* **SET PROBLEM**:
Each line from the top of the listing through the one holding "268 560 267';" should be restated word for word, with nothing added and no pictures.
++++ MATERIAL PROVIDED
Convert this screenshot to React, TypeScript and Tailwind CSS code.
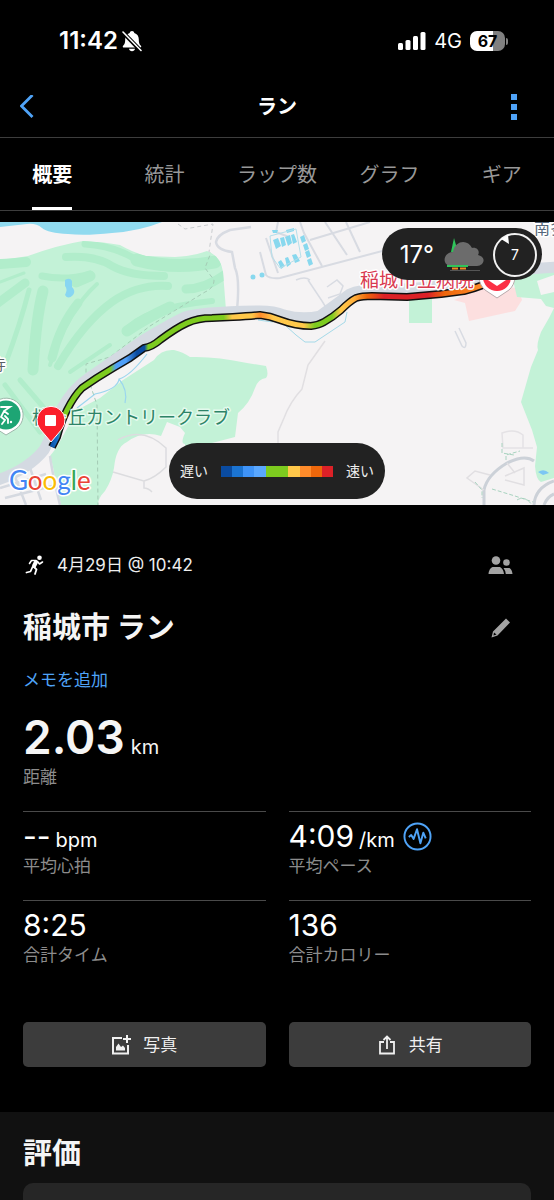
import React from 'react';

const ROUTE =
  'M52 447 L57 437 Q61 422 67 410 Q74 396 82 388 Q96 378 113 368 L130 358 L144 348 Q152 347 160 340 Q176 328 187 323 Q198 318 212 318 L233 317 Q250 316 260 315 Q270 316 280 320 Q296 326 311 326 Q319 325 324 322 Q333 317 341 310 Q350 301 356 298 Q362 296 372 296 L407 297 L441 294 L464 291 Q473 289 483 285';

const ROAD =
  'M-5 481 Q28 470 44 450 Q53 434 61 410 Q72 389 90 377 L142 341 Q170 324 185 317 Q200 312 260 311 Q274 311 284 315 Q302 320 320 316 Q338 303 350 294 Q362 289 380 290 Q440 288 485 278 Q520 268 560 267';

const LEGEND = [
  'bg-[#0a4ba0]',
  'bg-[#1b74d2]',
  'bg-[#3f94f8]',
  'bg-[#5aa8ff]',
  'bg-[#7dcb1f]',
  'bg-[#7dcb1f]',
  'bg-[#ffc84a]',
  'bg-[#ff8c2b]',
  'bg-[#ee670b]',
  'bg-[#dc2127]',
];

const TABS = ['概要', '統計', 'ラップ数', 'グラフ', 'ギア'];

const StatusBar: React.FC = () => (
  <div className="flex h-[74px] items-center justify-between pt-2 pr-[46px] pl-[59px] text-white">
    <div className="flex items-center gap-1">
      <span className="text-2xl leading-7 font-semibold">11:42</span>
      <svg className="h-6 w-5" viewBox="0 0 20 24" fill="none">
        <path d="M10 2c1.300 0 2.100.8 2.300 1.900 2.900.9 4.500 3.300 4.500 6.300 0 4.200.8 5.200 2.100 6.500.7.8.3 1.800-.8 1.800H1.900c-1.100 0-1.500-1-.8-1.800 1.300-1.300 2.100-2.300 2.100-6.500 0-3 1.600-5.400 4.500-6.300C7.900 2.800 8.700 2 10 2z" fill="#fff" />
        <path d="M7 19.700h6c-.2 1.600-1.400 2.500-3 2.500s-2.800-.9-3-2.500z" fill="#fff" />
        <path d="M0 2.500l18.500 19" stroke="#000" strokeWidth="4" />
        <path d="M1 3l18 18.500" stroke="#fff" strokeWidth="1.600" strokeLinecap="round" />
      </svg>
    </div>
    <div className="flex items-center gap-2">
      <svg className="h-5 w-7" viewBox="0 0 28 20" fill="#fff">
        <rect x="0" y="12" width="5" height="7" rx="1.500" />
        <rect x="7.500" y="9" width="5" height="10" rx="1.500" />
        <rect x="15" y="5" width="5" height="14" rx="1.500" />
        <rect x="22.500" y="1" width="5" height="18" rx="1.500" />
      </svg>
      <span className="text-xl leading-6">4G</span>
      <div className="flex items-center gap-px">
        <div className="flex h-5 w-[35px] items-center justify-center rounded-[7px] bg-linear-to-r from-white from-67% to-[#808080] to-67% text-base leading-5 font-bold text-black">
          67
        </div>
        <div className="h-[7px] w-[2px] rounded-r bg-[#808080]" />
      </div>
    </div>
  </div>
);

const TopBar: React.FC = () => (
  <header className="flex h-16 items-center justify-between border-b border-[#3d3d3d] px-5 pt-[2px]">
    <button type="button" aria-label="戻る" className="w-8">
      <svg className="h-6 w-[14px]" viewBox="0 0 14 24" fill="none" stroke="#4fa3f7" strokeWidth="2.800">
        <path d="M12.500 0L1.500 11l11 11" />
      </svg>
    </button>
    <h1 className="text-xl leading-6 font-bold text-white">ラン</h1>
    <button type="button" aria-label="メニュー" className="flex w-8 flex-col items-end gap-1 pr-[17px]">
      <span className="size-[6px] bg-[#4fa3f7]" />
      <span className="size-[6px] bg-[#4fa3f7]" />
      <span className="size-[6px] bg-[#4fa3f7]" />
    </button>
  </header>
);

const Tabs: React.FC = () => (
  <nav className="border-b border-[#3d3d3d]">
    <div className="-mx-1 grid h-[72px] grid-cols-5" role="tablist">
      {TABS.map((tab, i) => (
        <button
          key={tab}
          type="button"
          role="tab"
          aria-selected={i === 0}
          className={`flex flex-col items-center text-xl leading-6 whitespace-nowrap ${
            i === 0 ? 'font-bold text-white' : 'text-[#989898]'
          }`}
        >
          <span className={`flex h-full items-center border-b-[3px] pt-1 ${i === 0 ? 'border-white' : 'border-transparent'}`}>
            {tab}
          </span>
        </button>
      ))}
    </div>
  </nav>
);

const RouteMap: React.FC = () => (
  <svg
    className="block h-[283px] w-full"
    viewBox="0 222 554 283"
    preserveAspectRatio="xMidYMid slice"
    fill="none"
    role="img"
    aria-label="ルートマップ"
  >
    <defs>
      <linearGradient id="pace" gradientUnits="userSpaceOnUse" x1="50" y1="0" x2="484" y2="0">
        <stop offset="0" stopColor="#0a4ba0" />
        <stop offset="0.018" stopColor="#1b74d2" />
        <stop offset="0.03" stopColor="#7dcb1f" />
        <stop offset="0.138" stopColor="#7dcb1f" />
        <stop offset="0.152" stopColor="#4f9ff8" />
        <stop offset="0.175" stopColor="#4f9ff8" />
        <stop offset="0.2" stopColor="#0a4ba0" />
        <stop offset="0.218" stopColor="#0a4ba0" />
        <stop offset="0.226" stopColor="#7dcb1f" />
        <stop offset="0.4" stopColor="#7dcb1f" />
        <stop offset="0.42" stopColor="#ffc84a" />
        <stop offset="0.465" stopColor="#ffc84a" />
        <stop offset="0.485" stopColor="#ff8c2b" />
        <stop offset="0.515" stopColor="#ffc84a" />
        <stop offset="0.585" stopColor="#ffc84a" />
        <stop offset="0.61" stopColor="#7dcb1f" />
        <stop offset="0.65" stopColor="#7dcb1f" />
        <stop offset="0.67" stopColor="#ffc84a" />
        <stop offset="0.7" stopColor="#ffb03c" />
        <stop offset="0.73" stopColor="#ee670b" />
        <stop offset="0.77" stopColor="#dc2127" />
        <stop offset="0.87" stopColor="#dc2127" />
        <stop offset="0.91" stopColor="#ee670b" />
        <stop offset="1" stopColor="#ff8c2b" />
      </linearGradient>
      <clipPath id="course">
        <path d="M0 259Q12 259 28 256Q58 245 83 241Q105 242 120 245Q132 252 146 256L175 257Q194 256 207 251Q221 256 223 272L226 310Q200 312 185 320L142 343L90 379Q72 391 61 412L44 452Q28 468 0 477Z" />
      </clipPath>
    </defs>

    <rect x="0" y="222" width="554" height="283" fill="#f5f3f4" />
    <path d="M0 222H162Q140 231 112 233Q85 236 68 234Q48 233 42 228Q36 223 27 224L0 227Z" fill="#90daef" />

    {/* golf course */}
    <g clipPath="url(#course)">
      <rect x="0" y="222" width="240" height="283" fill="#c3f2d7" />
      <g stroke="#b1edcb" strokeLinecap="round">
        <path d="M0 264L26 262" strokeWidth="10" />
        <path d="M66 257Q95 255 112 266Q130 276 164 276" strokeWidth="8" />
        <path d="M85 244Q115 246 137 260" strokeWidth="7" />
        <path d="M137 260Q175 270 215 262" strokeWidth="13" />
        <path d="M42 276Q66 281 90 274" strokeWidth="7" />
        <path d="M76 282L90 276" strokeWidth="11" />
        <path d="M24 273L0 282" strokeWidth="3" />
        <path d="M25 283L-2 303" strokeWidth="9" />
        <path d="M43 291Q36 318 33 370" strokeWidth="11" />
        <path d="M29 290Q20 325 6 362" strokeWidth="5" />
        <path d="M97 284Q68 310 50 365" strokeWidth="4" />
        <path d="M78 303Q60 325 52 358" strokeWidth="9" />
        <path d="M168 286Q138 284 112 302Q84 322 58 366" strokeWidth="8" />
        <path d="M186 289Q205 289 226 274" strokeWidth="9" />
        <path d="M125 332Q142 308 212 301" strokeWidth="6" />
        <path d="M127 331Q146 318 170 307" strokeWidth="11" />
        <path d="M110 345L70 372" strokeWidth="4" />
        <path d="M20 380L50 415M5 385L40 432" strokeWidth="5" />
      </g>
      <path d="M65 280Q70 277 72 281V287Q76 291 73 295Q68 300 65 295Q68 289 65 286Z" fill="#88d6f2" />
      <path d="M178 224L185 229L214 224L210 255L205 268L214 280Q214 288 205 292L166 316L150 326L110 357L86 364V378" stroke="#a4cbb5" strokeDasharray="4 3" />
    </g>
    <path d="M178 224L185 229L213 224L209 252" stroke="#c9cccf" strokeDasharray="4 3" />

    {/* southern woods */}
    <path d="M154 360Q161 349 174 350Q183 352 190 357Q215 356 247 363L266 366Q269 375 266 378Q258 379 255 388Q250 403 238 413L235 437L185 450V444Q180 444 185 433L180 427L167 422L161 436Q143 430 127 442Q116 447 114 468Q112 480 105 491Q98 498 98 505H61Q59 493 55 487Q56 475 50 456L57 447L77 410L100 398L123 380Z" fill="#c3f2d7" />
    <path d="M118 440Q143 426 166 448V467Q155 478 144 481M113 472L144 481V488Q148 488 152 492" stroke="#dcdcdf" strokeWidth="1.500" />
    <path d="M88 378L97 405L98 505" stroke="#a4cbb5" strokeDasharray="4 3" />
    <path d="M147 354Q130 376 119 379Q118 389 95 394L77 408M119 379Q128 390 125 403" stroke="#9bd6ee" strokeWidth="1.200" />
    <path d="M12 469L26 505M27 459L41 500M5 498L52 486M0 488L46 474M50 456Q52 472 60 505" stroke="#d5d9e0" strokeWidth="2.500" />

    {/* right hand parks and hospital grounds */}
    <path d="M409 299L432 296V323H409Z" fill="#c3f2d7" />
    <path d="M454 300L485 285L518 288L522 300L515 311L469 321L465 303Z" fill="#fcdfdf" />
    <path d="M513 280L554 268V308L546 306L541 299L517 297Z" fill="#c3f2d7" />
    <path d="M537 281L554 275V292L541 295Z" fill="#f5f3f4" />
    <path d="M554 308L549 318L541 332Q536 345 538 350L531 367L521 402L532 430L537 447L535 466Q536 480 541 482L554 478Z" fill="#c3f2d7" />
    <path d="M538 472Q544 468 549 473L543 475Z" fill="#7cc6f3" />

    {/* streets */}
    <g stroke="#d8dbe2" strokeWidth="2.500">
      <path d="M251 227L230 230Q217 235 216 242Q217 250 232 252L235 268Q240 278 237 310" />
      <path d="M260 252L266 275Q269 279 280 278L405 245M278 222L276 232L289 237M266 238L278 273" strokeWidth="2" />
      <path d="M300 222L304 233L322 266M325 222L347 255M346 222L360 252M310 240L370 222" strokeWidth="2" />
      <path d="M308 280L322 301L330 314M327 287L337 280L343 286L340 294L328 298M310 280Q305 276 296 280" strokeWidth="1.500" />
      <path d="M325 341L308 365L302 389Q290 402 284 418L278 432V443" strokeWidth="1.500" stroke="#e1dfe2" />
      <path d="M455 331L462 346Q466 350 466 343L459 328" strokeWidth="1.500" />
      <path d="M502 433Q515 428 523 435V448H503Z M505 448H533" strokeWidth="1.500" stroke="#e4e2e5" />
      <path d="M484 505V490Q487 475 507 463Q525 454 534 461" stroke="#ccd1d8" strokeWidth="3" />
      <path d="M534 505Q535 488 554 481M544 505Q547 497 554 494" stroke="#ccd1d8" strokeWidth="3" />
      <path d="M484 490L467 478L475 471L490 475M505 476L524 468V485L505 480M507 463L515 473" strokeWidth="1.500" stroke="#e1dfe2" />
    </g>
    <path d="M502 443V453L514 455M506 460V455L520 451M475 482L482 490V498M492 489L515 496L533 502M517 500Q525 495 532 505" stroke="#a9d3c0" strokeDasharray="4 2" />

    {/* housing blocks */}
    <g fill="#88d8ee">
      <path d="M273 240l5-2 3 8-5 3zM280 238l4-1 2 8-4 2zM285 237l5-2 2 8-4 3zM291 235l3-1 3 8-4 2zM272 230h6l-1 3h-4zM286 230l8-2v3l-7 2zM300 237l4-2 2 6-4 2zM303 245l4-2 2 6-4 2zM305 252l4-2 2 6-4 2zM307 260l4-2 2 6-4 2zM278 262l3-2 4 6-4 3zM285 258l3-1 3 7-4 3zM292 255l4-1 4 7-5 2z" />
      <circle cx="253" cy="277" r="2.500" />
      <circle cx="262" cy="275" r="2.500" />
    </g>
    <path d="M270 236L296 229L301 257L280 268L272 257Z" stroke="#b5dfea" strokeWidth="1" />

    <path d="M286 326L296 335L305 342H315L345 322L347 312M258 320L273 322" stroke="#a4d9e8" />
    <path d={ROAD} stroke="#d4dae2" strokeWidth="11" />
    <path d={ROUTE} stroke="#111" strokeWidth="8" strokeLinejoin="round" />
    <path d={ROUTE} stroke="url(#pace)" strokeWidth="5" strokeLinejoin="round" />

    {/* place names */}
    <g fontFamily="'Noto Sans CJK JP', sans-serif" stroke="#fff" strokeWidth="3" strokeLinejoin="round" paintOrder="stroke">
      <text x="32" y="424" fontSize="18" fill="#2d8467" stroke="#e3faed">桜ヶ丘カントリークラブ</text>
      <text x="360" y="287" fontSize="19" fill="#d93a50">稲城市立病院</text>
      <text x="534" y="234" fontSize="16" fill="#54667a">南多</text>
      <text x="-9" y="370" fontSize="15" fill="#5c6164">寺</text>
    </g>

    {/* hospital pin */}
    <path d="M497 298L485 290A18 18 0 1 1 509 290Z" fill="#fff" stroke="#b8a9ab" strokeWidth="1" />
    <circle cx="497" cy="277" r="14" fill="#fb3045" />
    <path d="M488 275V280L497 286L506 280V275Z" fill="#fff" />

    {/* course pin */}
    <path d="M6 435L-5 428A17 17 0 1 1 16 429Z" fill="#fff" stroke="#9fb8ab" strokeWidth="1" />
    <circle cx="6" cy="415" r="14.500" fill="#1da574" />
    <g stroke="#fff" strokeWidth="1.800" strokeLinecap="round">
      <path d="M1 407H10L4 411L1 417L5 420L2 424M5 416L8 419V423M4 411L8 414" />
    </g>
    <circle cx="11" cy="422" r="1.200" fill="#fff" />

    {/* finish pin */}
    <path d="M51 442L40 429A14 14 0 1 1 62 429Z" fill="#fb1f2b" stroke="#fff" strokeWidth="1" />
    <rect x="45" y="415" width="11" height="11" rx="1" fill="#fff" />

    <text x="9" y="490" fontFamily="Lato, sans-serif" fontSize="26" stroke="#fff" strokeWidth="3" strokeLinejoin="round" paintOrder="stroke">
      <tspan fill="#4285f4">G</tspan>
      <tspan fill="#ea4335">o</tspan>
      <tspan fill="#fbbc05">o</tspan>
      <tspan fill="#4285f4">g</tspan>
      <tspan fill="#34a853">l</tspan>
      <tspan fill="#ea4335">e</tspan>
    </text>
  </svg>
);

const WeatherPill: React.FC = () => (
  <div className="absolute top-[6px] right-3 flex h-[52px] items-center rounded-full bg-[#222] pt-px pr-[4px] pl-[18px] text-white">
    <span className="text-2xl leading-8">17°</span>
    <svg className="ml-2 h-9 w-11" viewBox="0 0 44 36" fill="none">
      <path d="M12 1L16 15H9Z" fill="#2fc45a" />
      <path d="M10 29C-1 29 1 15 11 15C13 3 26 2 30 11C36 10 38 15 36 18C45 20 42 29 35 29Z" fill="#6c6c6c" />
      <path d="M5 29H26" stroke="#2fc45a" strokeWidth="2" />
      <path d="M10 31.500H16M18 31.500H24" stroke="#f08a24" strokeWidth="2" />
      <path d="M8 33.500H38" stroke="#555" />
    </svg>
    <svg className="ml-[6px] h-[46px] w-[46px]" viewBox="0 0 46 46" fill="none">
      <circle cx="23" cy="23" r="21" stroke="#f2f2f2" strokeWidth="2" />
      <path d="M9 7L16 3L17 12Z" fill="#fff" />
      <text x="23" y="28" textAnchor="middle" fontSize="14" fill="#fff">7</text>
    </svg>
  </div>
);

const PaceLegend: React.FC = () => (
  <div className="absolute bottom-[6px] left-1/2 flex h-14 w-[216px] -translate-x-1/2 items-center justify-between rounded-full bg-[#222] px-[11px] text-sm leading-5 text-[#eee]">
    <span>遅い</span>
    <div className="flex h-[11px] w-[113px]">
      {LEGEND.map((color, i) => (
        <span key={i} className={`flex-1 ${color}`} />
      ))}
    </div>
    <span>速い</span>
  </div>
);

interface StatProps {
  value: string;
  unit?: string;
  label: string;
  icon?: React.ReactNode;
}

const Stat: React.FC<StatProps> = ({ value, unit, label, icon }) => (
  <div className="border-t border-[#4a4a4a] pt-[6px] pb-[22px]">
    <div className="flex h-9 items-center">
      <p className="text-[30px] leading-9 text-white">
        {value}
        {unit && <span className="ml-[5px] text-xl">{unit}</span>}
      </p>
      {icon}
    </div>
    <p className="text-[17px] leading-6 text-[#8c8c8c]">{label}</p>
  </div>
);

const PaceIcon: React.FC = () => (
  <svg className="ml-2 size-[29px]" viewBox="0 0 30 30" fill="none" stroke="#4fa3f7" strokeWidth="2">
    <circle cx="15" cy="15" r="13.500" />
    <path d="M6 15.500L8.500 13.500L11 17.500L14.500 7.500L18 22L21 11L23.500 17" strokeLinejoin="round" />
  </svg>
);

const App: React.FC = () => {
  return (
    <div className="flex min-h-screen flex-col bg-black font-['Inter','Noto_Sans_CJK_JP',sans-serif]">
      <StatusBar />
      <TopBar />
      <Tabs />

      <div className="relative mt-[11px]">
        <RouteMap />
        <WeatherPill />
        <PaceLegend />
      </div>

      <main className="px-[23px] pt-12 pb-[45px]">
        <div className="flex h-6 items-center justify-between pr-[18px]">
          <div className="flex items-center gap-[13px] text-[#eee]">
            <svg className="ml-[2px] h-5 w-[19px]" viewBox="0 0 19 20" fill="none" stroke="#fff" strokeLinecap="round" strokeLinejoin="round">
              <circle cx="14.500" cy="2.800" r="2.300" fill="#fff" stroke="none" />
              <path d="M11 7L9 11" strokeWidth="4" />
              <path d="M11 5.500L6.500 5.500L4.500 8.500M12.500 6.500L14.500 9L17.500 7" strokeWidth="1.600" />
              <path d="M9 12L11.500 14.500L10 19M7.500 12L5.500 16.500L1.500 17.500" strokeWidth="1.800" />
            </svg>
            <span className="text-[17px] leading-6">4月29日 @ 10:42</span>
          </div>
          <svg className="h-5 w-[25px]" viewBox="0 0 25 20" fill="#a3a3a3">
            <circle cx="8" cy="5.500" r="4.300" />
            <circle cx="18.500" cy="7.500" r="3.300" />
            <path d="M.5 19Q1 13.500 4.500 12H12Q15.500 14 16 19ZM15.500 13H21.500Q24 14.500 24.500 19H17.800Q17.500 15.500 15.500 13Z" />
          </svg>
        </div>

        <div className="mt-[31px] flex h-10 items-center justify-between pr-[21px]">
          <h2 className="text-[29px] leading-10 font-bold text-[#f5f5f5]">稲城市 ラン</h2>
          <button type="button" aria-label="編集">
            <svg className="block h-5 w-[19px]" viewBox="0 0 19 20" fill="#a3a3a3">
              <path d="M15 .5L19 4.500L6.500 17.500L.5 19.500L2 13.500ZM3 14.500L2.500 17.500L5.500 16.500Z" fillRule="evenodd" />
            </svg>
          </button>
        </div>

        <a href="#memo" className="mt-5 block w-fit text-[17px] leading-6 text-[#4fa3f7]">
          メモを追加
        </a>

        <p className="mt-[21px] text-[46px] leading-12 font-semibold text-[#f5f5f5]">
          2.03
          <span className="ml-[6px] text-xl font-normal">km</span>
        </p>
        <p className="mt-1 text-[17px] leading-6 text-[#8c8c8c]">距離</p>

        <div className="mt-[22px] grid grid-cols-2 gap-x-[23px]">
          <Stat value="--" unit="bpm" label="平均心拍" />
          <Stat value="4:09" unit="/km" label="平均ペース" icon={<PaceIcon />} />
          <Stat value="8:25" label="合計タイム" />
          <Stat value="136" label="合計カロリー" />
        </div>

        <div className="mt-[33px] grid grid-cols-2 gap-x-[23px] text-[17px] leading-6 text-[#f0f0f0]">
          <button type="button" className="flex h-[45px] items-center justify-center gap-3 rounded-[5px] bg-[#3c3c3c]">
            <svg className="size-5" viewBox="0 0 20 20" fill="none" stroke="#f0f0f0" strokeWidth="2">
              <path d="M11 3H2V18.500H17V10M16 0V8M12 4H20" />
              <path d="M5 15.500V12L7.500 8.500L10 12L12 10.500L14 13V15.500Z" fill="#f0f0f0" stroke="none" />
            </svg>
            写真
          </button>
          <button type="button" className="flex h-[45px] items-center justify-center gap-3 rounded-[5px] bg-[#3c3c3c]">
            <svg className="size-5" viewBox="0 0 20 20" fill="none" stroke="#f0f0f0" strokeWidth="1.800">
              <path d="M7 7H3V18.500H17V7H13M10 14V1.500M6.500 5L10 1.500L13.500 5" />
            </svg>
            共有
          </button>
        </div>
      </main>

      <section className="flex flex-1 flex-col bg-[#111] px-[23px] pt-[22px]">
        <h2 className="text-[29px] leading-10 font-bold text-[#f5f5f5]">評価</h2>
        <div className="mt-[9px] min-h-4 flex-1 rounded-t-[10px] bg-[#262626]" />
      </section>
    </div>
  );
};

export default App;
++++++++
* **CORRECT RESPONSE**:
Convert this screenshot to React, TypeScript and Tailwind CSS code.
import React from 'react';

const ROUTE =
  'M52 447 L57 437 Q61 422 67 410 Q74 396 82 388 Q96 378 113 368 L130 358 L144 348 Q152 347 160 340 Q176 328 187 323 Q198 318 212 318 L233 317 Q250 316 260 315 Q270 316 280 320 Q296 326 311 326 Q319 325 324 322 Q333 317 341 310 Q350 301 356 298 Q362 296 372 296 L407 297 L441 294 L464 291 Q473 289 483 285';

const ROAD =
  'M-5 481 Q28 470 44 450 Q53 434 61 410 Q72 389 90 377 L142 341 Q170 324 185 317 Q200 312 260 311 Q274 311 284 315 Q302 320 320 316 Q338 303 350 294 Q362 289 380 290 Q440 288 485 278 Q520 268 560 267';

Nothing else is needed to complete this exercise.